La economía colaborativa gozó en sus inicios de una aceptación casi unánime. No le resultó difícil. Contaba con la ventaja de la novedad y la apariencia innovadora asociada al empleo de unas tecnologías de la información que prometían ampliar de manera inusitada las capacidades de interacción entre las personas. Pero, sobre todo, ha contado con la ayuda inestimable de un potente discurso empeñado en convencernos de que nos encontramos ante una economía cargada de valores: la cooperación y la disposición a compartir recursos, tiempos y habilidades constituyen las piezas clave en un funcionamiento alternativo que nos va a permitir compatibilizar la igualdad con el fortalecimiento de la comunidad y el logro de la sostenibilidad.

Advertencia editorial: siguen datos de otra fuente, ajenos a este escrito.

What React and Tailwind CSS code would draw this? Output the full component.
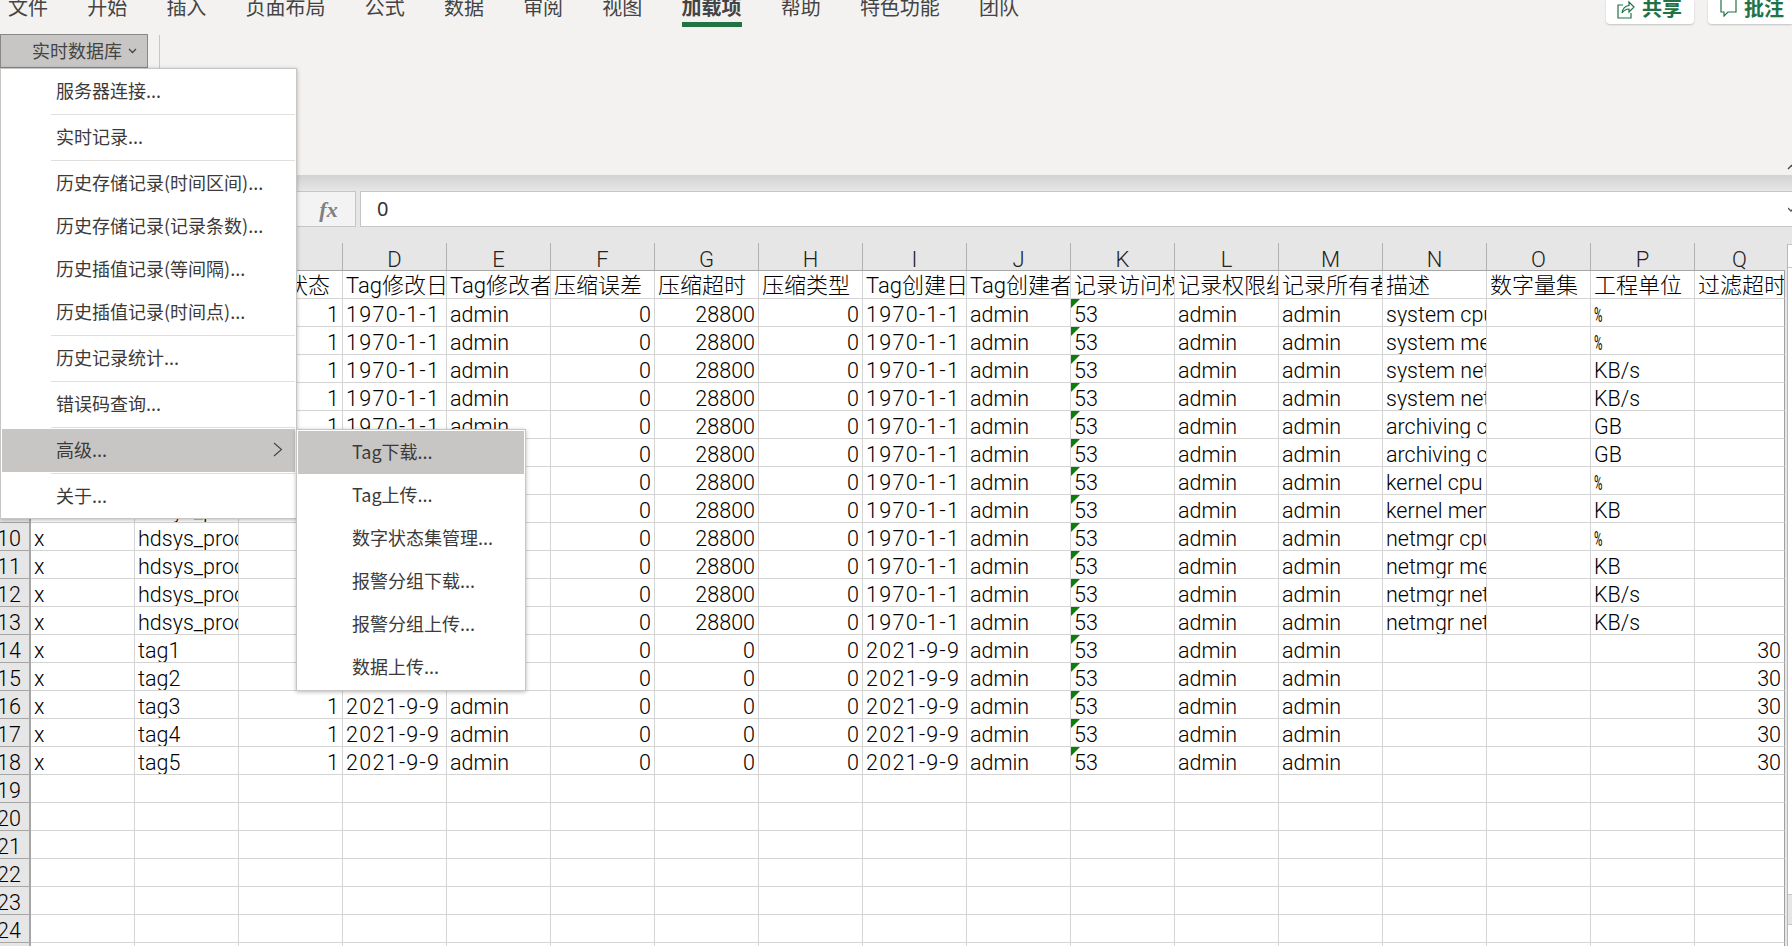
import React from "react";

const tabs = ["文件", "开始", "插入", "页面布局", "公式", "数据", "审阅", "视图", "加载项", "帮助", "特色功能", "团队"];
const columns = ["A", "B", "C", "D", "E", "F", "G", "H", "I", "J", "K", "L", "M", "N", "O", "P", "Q"];
const headers = ["类型", "Tag名称", "压缩状态", "Tag修改日期", "Tag修改者", "压缩误差", "压缩超时", "压缩类型", "Tag创建日期", "Tag创建者", "记录访问权限", "记录权限组", "记录所有者", "描述", "数字量集", "工程单位", "过滤超时"];

const descs = [
  ["system cpu usage", "%"],
  ["system memory usage", "%"],
  ["system net in", "KB/s"],
  ["system net out", "KB/s"],
  ["archiving current size", "GB"],
  ["archiving capacity", "GB"],
  ["kernel cpu", "%"],
  ["kernel memory", "KB"],
  ["netmgr cpu", "%"],
  ["netmgr memory", "KB"],
  ["netmgr net in", "KB/s"],
  ["netmgr net out", "KB/s"],
];

const sysRows = descs.map(([d, u], i) => ({
  b: "hdsys_proc_" + i, date: "1970-1-1", g: 28800, desc: d, unit: u, q: "",
}));
const tagRows = [1, 2, 3, 4, 5].map((n) => ({
  b: "tag" + n, date: "2021-9-9", g: 0, desc: "", unit: "", q: 30,
}));
const rows = [...sysRows, ...tagRows];

const menuItems = [
  { label: "服务器连接...", sep: true },
  { label: "实时记录...", sep: true },
  { label: "历史存储记录(时间区间)..." },
  { label: "历史存储记录(记录条数)..." },
  { label: "历史插值记录(等间隔)..." },
  { label: "历史插值记录(时间点)...", sep: true },
  { label: "历史记录统计...", sep: true },
  { label: "错误码查询...", sep: true },
  { label: "高级...", sep: true, active: true, arrow: true },
  { label: "关于..." },
];

const subItems = ["Tag下载...", "Tag上传...", "数字状态集管理...", "报警分组下载...", "报警分组上传...", "数据上传..."];

const Cell = ({ children, right, last, mark, date, head }) => (
  <div
    className={`relative h-[28px] shrink-0 overflow-hidden whitespace-nowrap border-b border-r border-b-[#d4d4d4] px-[3px] text-black ${
      head ? "text-[22px] leading-[30px]" : "text-[21.5px] leading-[32px]"
    } ${last ? "w-[90px] border-r-[#a0a0a0]" : "w-[104px] border-r-[#d4d4d4]"} ${
      right ? "text-right" : "text-left"
    } ${date ? "tracking-[1.3px]" : ""}`}
  >
    {mark && (
      <span className="absolute left-0 top-0 h-0 w-0 border-r-[9px] border-t-[9px] border-r-transparent border-t-[#0a7d0a]" />
    )}
    {children}
  </div>
);

const RowHead = ({ n }) => (
  <div className="h-[28px] w-[31px] shrink-0 overflow-hidden whitespace-nowrap border-b border-r-[2px] border-b-[#a6a6a6] border-r-[#a6a6a6] bg-[#e6e6e6] text-[21.5px] leading-[32px] text-black">
    <span className="-ml-[3px] block">{n}</span>
  </div>
);

const Unit = ({ value }) =>
  value === "%" ? (
    <span className="inline-block origin-left scale-x-[0.55] text-[21px] font-normal">%</span>
  ) : (
    value
  );

const Ribbon = () => (
  <div className="relative h-[175px] bg-[#f3f2f1] font-['Noto_Sans_CJK_SC',sans-serif]">
    <div className="flex h-[34px] items-start pl-[8px] text-[20px] text-[#444444]">
      <div className="flex gap-[39.2px]">
        {tabs.map((t) => (
          <div key={t} className="flex flex-col">
            <span className={`-mt-[8px] leading-[30px] ${t === "加载项" ? "font-bold" : ""}`}>{t}</span>
            {t === "加载项" && <span className="h-[5px] bg-[#217346]" />}
          </div>
        ))}
      </div>
      <div className="ml-auto flex gap-[14px] font-bold text-[#217346]">
        <div className="flex h-[24px] w-[88px] items-center gap-[7px] overflow-hidden rounded-b-[4px] bg-white pl-[11px] shadow-[0_1px_2px_rgba(0,0,0,0.2)]">
          <svg width="18" height="19" viewBox="0 0 18 19" fill="none" stroke="#217346" strokeWidth="1.2" className="shrink-0 -mt-[6px]">
            <path d="M6 5H1v13h13v-5" />
            <path d="M5 13c.6-4.5 3.4-7 7-7.5V2l5 5-5 5V9c-3 0-5 1.300-7 4z" />
          </svg>
          <span className="-mt-[8px]">共享</span>
        </div>
        <div className="flex h-[24px] w-[84px] items-center gap-[7px] overflow-hidden rounded-bl-[4px] bg-white pl-[12px] shadow-[0_1px_2px_rgba(0,0,0,0.2)]">
          <svg width="17" height="17" viewBox="0 0 17 17" fill="none" stroke="#217346" strokeWidth="1.2" className="shrink-0 -mt-[8px]">
            <path d="M1 0v12h3v4l4-4h8V0" />
          </svg>
          <span className="-mt-[8px]">批注</span>
        </div>
      </div>
    </div>
    <div className="flex h-[34px] items-center text-[18px] text-[#444444]">
      <div className="flex h-[34px] w-[148px] items-center border border-[#8a8886] bg-[#c8c6c4] pl-[31px]">
        <span className="-mt-[2px]">实时数据库</span>
        <svg width="9" height="6" viewBox="0 0 9 6" fill="none" stroke="#444444" strokeWidth="1.3" className="ml-[6px]">
          <path d="M1 1l3.5 3.5L8 1" />
        </svg>
      </div>
      <div className="ml-[11px] h-[33px] w-px bg-[#c8c6c4]" />
    </div>
    <svg width="8" height="6" viewBox="0 0 8 6" fill="none" stroke="#444444" strokeWidth="1.3" className="absolute right-[-3px] top-[164px]">
      <path d="M1 5l3.500-3.500L8 5" />
    </svg>
  </div>
);

const FormulaBar = () => (
  <div className="relative h-[68px] bg-[#e6e6e6] bg-gradient-to-b from-[#d2d2d2] to-[#e6e6e6] bg-[length:100%_16px] bg-no-repeat pt-[16px]">
    <div className="flex h-[36px] items-stretch gap-[4px] pl-[296px]">
      <div className="flex w-[60px] items-center justify-center border-y border-r border-[#c6c6c6] bg-[#f3f3f3] pl-[6px] font-['Liberation_Serif',serif] text-[22px] font-bold italic text-[#808080]">
        fx
      </div>
      <div className="flex flex-1 items-center border-y border-l border-[#c6c6c6] bg-white pl-[16px] text-[20px] text-[#333333]">
        0
      </div>
    </div>
    <svg width="6" height="5" viewBox="0 0 6 5" fill="none" stroke="#555555" strokeWidth="1.3" className="absolute right-[-2px] top-[32px]">
      <path d="M0 1l3 3 3-3" />
    </svg>
  </div>
);

const Sheet = () => (
  <div className="flex font-['Roboto','Noto_Sans_CJK_SC',sans-serif] font-light">
    <div className="w-[1785px] shrink-0">
      <div className="flex h-[28px] border-b border-b-[#a6a6a6] bg-[#e6e6e6]">
        <div className="w-[31px] shrink-0 border-r border-[#b1b1b1]" />
        {columns.map((c) => (
          <div
            key={c}
            className={`h-[27px] shrink-0 border-r border-[#b1b1b1] text-center text-[22px] leading-[34px] text-[#222222] ${
              c === "Q" ? "w-[90px] border-r-transparent" : "w-[104px]"
            }`}
          >
            {c}
          </div>
        ))}
      </div>
      <div className="flex">
        <RowHead n={1} />
        {headers.map((h, i) => (
          <Cell key={h} head last={i === 16}>
            {h}
          </Cell>
        ))}
      </div>
      {rows.map((r, i) => (
        <div key={r.b} className="flex">
          <RowHead n={i + 2} />
          <Cell>x</Cell>
          <Cell>{r.b}</Cell>
          <Cell right>1</Cell>
          <Cell date>{r.date}</Cell>
          <Cell>admin</Cell>
          <Cell right>0</Cell>
          <Cell right>{r.g}</Cell>
          <Cell right>0</Cell>
          <Cell date>{r.date}</Cell>
          <Cell>admin</Cell>
          <Cell mark>53</Cell>
          <Cell>admin</Cell>
          <Cell>admin</Cell>
          <Cell>{r.desc}</Cell>
          <Cell />
          <Cell>
            <Unit value={r.unit} />
          </Cell>
          <Cell right last>
            {r.q}
          </Cell>
        </div>
      ))}
      {[19, 20, 21, 22, 23, 24, 25].map((n) => (
        <div key={n} className="flex">
          <RowHead n={n} />
          {columns.map((c) => (
            <Cell key={c} last={c === "Q"} />
          ))}
        </div>
      ))}
    </div>
    <div className="flex h-[703px] flex-1 flex-col bg-[#e6e6e6] pl-[2px]">
      <div className="mt-px flex flex-1 flex-col border-l border-[#b8b8b8]">
        <div className="h-[24px] border-b border-t border-[#c6c6c6] bg-white" />
        <div className="h-[627px] border-b border-[#c6c6c6] bg-white" />
        <div className="h-[29px] bg-[#e6e6e6]" />
        <div className="flex-1 border-t border-[#c6c6c6] bg-white" />
      </div>
    </div>
  </div>
);

const MenuRow = ({ label, active, arrow, pl }) => (
  <div className={`relative flex h-[43px] items-center whitespace-nowrap ${pl} ${active ? "bg-[#c8c6c4]" : ""}`}>
    <span className="-mt-[2px]">{label}</span>
    {arrow && (
      <svg width="10" height="15" viewBox="0 0 10 15" fill="none" stroke="#444444" strokeWidth="1.1" className="absolute right-[12px] top-[13px]">
        <path d="M1 1l7.500 6.500L1 14" />
      </svg>
    )}
  </div>
);

const Menus = () => (
  <div className="font-['Noto_Sans_CJK_SC',sans-serif] text-[18px] text-[#3b3a39]">
    <div className="absolute left-0 top-[68px] h-[451px] w-[297px] border border-[#c8c6c4] bg-white py-px pl-px pr-[1px] shadow-[0_1px_4px_rgba(0,0,0,0.28)]">
      {menuItems.map((m) => (
        <div key={m.label}>
          <MenuRow label={m.label} active={m.active} arrow={m.arrow} pl="pl-[54px]" />
          {m.sep && (
            <div className="flex h-[3px] items-center pl-[49px]">
              <div className="h-px flex-1 bg-[#e1dfdd]" />
            </div>
          )}
        </div>
      ))}
    </div>
    <div className="absolute left-[296px] top-[429px] w-[230px] border border-[#c8c6c4] bg-white px-px pb-px pt-[1px] shadow-[0_1px_4px_rgba(0,0,0,0.28)]">
      {subItems.map((s, i) => (
        <MenuRow key={s} label={s} active={i === 0} pl="pl-[54px]" />
      ))}
    </div>
  </div>
);

const App = () => {
  return (
    <div className="relative h-[946px] w-[1792px] overflow-hidden bg-white">
      <Ribbon />
      <FormulaBar />
      <Sheet />
      <Menus />
    </div>
  );
};

export default App;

Al amparo de un discurso mistificador
En lo que respecta a la igualdad, la misma lectura idealizada que acompañó al nacimiento de internet se manifiesta ahora con la economía colaborativa. Si entonces se hablaba de una arquitectura descentralizada y abierta que llevaría inevitablemente a una descentralización del poder y a una mayor horizontalidad en las relaciones, hoy la economía colaborativa se presenta como la avanzadilla de una nueva etapa en que la importancia de lo digital en la estructuración de las relaciones –propiciada a través de redes de iguales (P2P)– contribuye a alimentar la idea de un nuevo modelo de gobierno de la economía más desconcentrado y paritario. Al tiempo que representa esa promesa de paridad, ofrece también la oportunidad de humanizar nuestros intercambios en comparación con la frialdad y el anonimato acostumbrados en las transacciones convencionales. La comunidad ya no tiene por qué perecer ahogada en las gélidas aguas del cálculo mercantil. Por el contrario, se ofrece como valor añadido. Se acabaron nuestras transacciones con corporaciones impersonales: nosotros mismos podemos propiciarlas a través de una conexión a internet y una aplicación en el móvil. ¿Quién primará la frialdad de una habitación de hotel cuando puede entrar en relación directa con personas que, además de alojamiento, ofrecen hogar y la calidez de una acogida?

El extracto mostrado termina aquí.